Basically $t$ is just $\beta/\mathrm{SE}(\beta)$, where $\beta$ is regression parameter. There is nothing misleading in this value if you consider it as this ratio, or as "standarized" parameter. If you look at Bates' original arguments against $p$-values in lme4 he writes mostly about the degrees of freedom that are problematic rather than the $t$ of $F$ values themselves (see also r-sig-mixed-models FAQ). Notice that different statistical software can have different naming convention, e.g. as SPSS calls parameters as $B$'s and standarized parameters as $\beta$'s -- lme4 follows the lm
convention to call them Estimate
and t value
.
Pinheiro and Bates describe usage of $p$-values in "Mixed-Effects Models in S and S-PLUS", so it is hard to look for arguments against them in this book. The ratios are also discussed by Bates in "lme4: Mixed-effects modeling
with R" in comparison to $t$ and $F$ values for fixed effects models, for example (p. 70):
In a fixed-effects model the profile traces in the original scale
will always be straight lines. For mixed models these traces
can fail to be linear, as we see here, contradicting the
widely-held belief that inferences for the fixed-effects
parameters in linear mixed models, based on $T$ or $F$ distributions
with suitably adjusted degrees of freedom, will be completely
accurate. The actual patterns of deviance contours are more
complex than that.
what makes them somehow similar while not exactly adequate as we would expect them to be for proper hypothesis testing.
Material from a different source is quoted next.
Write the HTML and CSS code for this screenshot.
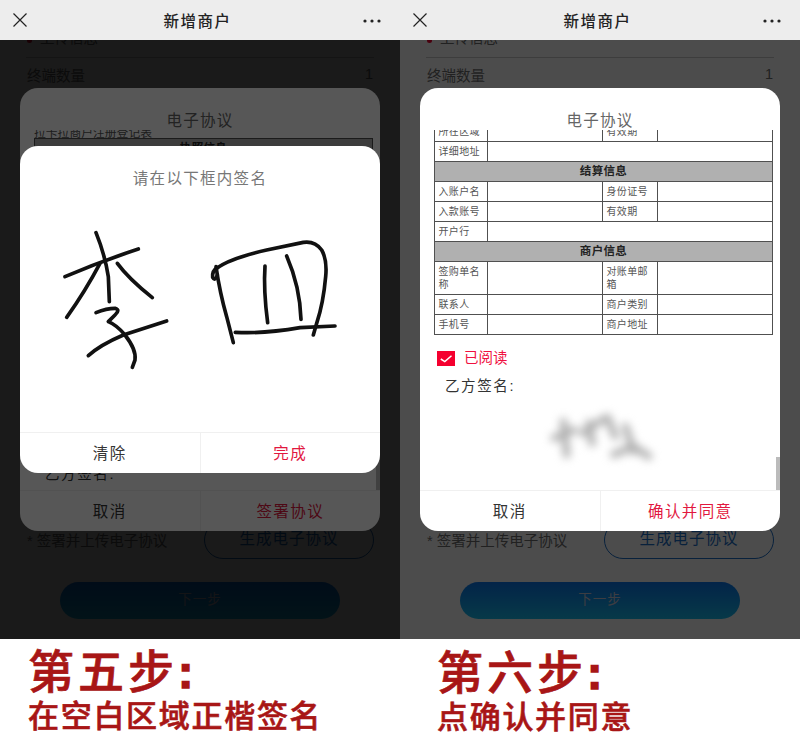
FILE: index.html
```html
<!DOCTYPE html>
<html lang="zh-CN">
<head>
<meta charset="utf-8">
<title>第五步 第六步</title>
<link rel="stylesheet" href="styles.css">
</head>
<body>
<main class="sheet">
  <section class="step">
    <div class="screen">
      <header class="nav">
        <svg class="nav-close" viewBox="0 0 14 14"><path d="M0.5 0.5 13.5 13.5M13.5 0.5 0.5 13.5"/></svg>
        <h1 class="nav-title">新增商户</h1>
        <svg class="nav-more" viewBox="0 0 18 4"><circle cx="2" cy="2" r="1.6"/><circle cx="9" cy="2" r="1.6"/><circle cx="16" cy="2" r="1.6"/></svg>
      </header>
      <div class="page">
        <div class="row row-first"><span class="red-dot"></span><span>上传信息</span></div>
        <div class="row row-count"><span>终端数量</span><span>1</span></div>
        <div class="row-sign"><span class="sign-note">* 签署并上传电子协议</span><span class="gen-btn">生成电子协议</span></div>
        <div class="next-btn">下一步</div>
      </div>
      <div class="overlay"></div>
      <div class="modal">
        <h2 class="modal-title">电子协议</h2>
        <div class="modal-body">
          <p class="doc-name">拉卡拉商户注册登记表</p>
          <table class="doc">
            <colgroup><col class="c1"><col class="c2"><col class="c3"><col class="c4"></colgroup>
            <tr><th colspan="4">执照信息</th></tr>
          </table>
          <p class="party party-bottom">乙方签名:</p>
          <span class="scroll scroll-left"></span>
        </div>
        <div class="modal-foot"><span class="foot-btn">取消</span><span class="foot-btn foot-red">签署协议</span></div>
      </div>
      <div class="overlay overlay-top"></div>
      <div class="modal-sign">
        <h2 class="sign-title">请在以下框内签名</h2>
        <svg class="sign-pad" viewBox="60 -12 1080 708">
          <path d="M195 230 Q300 185 415 147"/>
          <path d="M288 98 Q315 165 325 230 L328 305"/>
          <path d="M300 190 Q255 275 200 352"/>
          <path d="M352 190 Q385 235 457 293"/>
          <path d="M288 338 Q320 325 345 325 Q362 330 345 345 L325 365 Q350 375 375 405 Q410 450 405 480 L397 502"/>
          <path d="M265 467 Q300 435 370 405 L500 363"/>
          <path d="M648 200 Q660 280 680 350 L700 428"/>
          <path d="M652 203 Q636 212 638 232 Q645 245 652 225"/>
          <path d="M650 205 Q690 175 800 150 L910 127 Q945 122 965 150 Q982 180 977 230 Q970 310 950 370 L940 405"/>
          <path d="M795 198 Q790 270 803 368"/>
          <path d="M860 168 Q900 260 903 358"/>
          <path d="M706 397 Q790 402 900 383 L1005 378"/>
        </svg>
        <div class="modal-foot modal-foot-sign"><span class="foot-btn">清除</span><span class="foot-btn foot-red">完成</span></div>
      </div>
    </div>
    <div class="caption">
      <p class="cap-big">第五步<span class="cap-colon">:</span></p>
      <p class="cap-small">在空白区域正楷签名</p>
    </div>
  </section>

  <section class="step">
    <div class="screen">
      <header class="nav">
        <svg class="nav-close" viewBox="0 0 14 14"><path d="M0.5 0.5 13.5 13.5M13.5 0.5 0.5 13.5"/></svg>
        <h1 class="nav-title">新增商户</h1>
        <svg class="nav-more" viewBox="0 0 18 4"><circle cx="2" cy="2" r="1.6"/><circle cx="9" cy="2" r="1.6"/><circle cx="16" cy="2" r="1.6"/></svg>
      </header>
      <div class="page">
        <div class="row row-first"><span class="red-dot"></span><span>上传信息</span></div>
        <div class="row row-count"><span>终端数量</span><span>1</span></div>
        <div class="row-sign"><span class="sign-note">* 签署并上传电子协议</span><span class="gen-btn">生成电子协议</span></div>
        <div class="next-btn">下一步</div>
      </div>
      <div class="overlay"></div>
      <div class="modal">
        <h2 class="modal-title">电子协议</h2>
        <div class="modal-body">
          <table class="doc doc-scrolled">
            <colgroup><col class="c1"><col class="c2"><col class="c3"><col class="c4"></colgroup>
            <tr><td>所在区域</td><td></td><td>有效期</td><td></td></tr>
            <tr><td>详细地址</td><td colspan="3"></td></tr>
            <tr><th colspan="4">结算信息</th></tr>
            <tr><td>入账户名</td><td></td><td>身份证号</td><td></td></tr>
            <tr><td>入款账号</td><td></td><td>有效期</td><td></td></tr>
            <tr><td>开户行</td><td colspan="3"></td></tr>
            <tr><th colspan="4">商户信息</th></tr>
            <tr><td>签购单名称</td><td></td><td>对账单邮箱</td><td></td></tr>
            <tr><td>联系人</td><td></td><td>商户类别</td><td></td></tr>
            <tr><td>手机号</td><td></td><td>商户地址</td><td></td></tr>
          </table>
          <div class="read">
            <svg class="check" viewBox="0 0 18 15"><rect width="18" height="15"/><path d="M3.8 8 7.8 10.6 14.5 4.8"/></svg>
            <span>已阅读</span>
          </div>
          <p class="party">乙方签名:</p>
          <svg class="blur-sign" viewBox="440 540 320 160">
            <path d="M460 625 520 600"/>
            <path d="M488 575 498 675"/>
            <path d="M545 610 605 570"/>
            <path d="M565 580 575 640"/>
            <path d="M620 562 645 620"/>
            <path d="M675 590 700 665"/>
            <path d="M640 675 700 650"/>
            <path d="M700 650 745 680"/>
          </svg>
          <span class="scroll scroll-right"></span>
        </div>
        <div class="modal-foot"><span class="foot-btn">取消</span><span class="foot-btn foot-red">确认并同意</span></div>
      </div>
    </div>
    <div class="caption">
      <p class="cap-big">第六步<span class="cap-colon">:</span></p>
      <p class="cap-small">点确认并同意</p>
    </div>
  </section>
</main>
</body>
</html>
```

FILE: styles.css
```css
* { box-sizing: border-box; }
html, body { margin: 0; padding: 0; background: #fff; }
body { font-family: "Liberation Sans", "Noto Sans CJK SC", sans-serif; }
h1, h2, p { margin: 0; font-weight: 400; }

.sheet { display: flex; width: 800px; height: 750px; overflow: hidden; }
.step { width: 400px; display: flex; flex-direction: column; }
.screen { position: relative; height: 639px; overflow: hidden; background: #fff; }

.nav {
  position: relative; z-index: 5; height: 40px; background: #ededed;
  display: flex; align-items: center; justify-content: space-between;
  padding: 0 19px 0 13px;
}
.nav-close { width: 14px; height: 14px; fill: none; stroke: #222; stroke-width: 1.2; }
.nav-title { margin-left: 5px; font-size: 15.5px; font-weight: 500; letter-spacing: 1.5px; color: #222; }
.nav-more { width: 18px; height: 4px; margin-top: 1px; fill: #222; }

.page { display: flex; flex-direction: column; padding: 0 26px; color: #707070; font-size: 14.5px; }
.row { display: flex; justify-content: space-between; align-items: center; }
.row-first { justify-content: flex-start; gap: 8px; margin-top: -12px; height: 30px; border-bottom: 1px solid #ccc; padding: 0 1px 12px; }
.red-dot { width: 5px; height: 5px; margin-top: 8px; background: #f5002f; border-radius: 50%; }
.row-count { height: 36px; padding: 0 1px 4px; }
.row-sign { display: flex; justify-content: space-between; align-items: center; margin-top: 427px; padding: 0 0 0 1px; height: 38px; }
.sign-note { padding-bottom: 2px; }
.gen-btn {
  width: 170px; height: 38px; padding-bottom: 6px; border: 1px solid #1c6fc9; border-radius: 19px; color: #1c6fc9;
  display: flex; align-items: center; justify-content: center; font-size: 15.5px; letter-spacing: 1px;
}
.next-btn {
  align-self: center; width: 280px; height: 37px; margin-top: 23px; padding-bottom: 5px; border-radius: 19px;
  background: linear-gradient(180deg, #0a78f0, #18bff0); color: #ccd;
  display: flex; align-items: center; justify-content: center; font-size: 13.5px; letter-spacing: 1px;
}

.overlay { position: absolute; inset: 0; background: rgba(0, 0, 0, .7); }
.overlay-top { background: rgba(0, 0, 0, .66); }

.modal {
  position: absolute; left: 20px; right: 20px; top: 88px; height: 443px;
  background: #fff; border-radius: 18px; overflow: hidden;
  display: flex; flex-direction: column;
}
.modal-title { height: 42px; flex: none; padding-top: 22px; line-height: 22px; text-align: center; font-size: 15.5px; letter-spacing: 1.2px; color: #666; }
.modal-body { position: relative; flex: 1; min-height: 0; overflow: hidden; padding: 0 0 0 14px; display: flex; flex-direction: column; }
.doc-name { height: 8px; line-height: 6px; font-size: 11.8px; color: #555; }

.doc { width: 338px; flex: none; border-collapse: collapse; table-layout: fixed; font-size: 10px; letter-spacing: .35px; color: #555; }
.doc-scrolled { margin-top: -9px; }
.c1 { width: 53px; } .c2 { width: 115px; } .c3 { width: 55px; } .c4 { width: 115px; }
.doc td, .doc th { border: 1px solid #505050; height: 20px; line-height: 13.5px; font-weight: 400; }
.doc th { padding: 0 3px; background: #b0b0b0; text-align: center; font-size: 11.5px; font-weight: 700; color: #222; }
.doc td { padding: 2.5px 3.5px; }

.read { display: flex; align-items: center; gap: 9px; margin: 15px 0 0 3px; font-size: 14.5px; color: #f0103f; line-height: 16px; }
.check { width: 18px; height: 15px; }
.check rect { fill: #f5002f; }
.check path { fill: none; stroke: #fff; stroke-width: 1.5; }
.party { margin: 12px 0 0 11px; font-size: 14.5px; letter-spacing: 1.6px; line-height: 16px; color: #333; }
.party-bottom { margin-top: auto; margin-bottom: 8px; }
.blur-sign { width: 107px; height: 53px; margin: 16px 0 0 113px; flex: none; filter: blur(4.5px); fill: none; stroke: #b0b0b0; stroke-width: 22; stroke-linecap: round; stroke-linejoin: round; }

.scroll { position: absolute; right: 0; bottom: 0; width: 4px; background: #bbb; }
.scroll-right { height: 33px; }
.scroll-left { height: 33px; }

.modal-foot { flex: none; height: 41px; display: flex; border-top: 1px solid #f0f0f0; }
.foot-btn {
  flex: 1; display: flex; align-items: center; justify-content: center; padding-bottom: 3px;
  font-size: 15.5px; letter-spacing: 1.4px; color: #333;
}
.foot-btn + .foot-btn { border-left: 1px solid #f0f0f0; }
.foot-red { color: #e2183f; }
.modal-foot-sign .foot-btn { padding-bottom: 2px; }

.modal-sign {
  position: absolute; left: 20px; right: 20px; top: 146px; height: 327px;
  background: #fff; border-radius: 18px; overflow: hidden;
  display: flex; flex-direction: column;
}
.sign-title { height: 50px; flex: none; padding-top: 22px; line-height: 22px; text-align: center; font-size: 15.5px; letter-spacing: 1.3px; color: #777; }
.sign-pad { display: block; width: 360px; height: 236px; flex: none; fill: none; stroke: #111; stroke-width: 11; stroke-linecap: round; stroke-linejoin: round; }

.caption { flex: 1; padding: 6px 0 0 28px; color: #a81616; }
.step:last-child .caption { padding: 7px 0 0 37px; }
.cap-big { font-weight: 500; font-size: 46px; letter-spacing: 4px; line-height: 54px; -webkit-text-stroke: .7px #a81616; }
.cap-colon { font-weight: 700; -webkit-text-stroke: 1.6px #a81616; }
.cap-small { font-weight: 500; font-size: 31px; letter-spacing: 1.7px; line-height: 38px; margin-top: -1px; -webkit-text-stroke: .6px #a81616; }
```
Notice also that other authors not always consider the df issue to be problematic, e.g. Gałecki and Burzykowski in "Linear Mixed-Effects Models
Using R" just assume $n-p$ degrees of freedom and treat their distribution as approximately $t$, e.g. (p. 84):
The null distribution of the $t$-test statistic is the $t$-distribution
with $n − p$ degrees of freedom.
and (p. 140):
Confidence intervals for individual components of the parameter vector
$\beta$ can be constructed based on a $t$-distribution used as an approximate
distribution for the test statistic
So it seems that the main rationale is that while $p$-values can be misleading because of unclear null distribution, $t$ values can still be useful, at least as standardized parameters. You can also use them for hypothesis testing but you need to make some assumption about their distribution and verify them by looking at profile plots.
What Bates seems to be saying is that you use them at your own risk.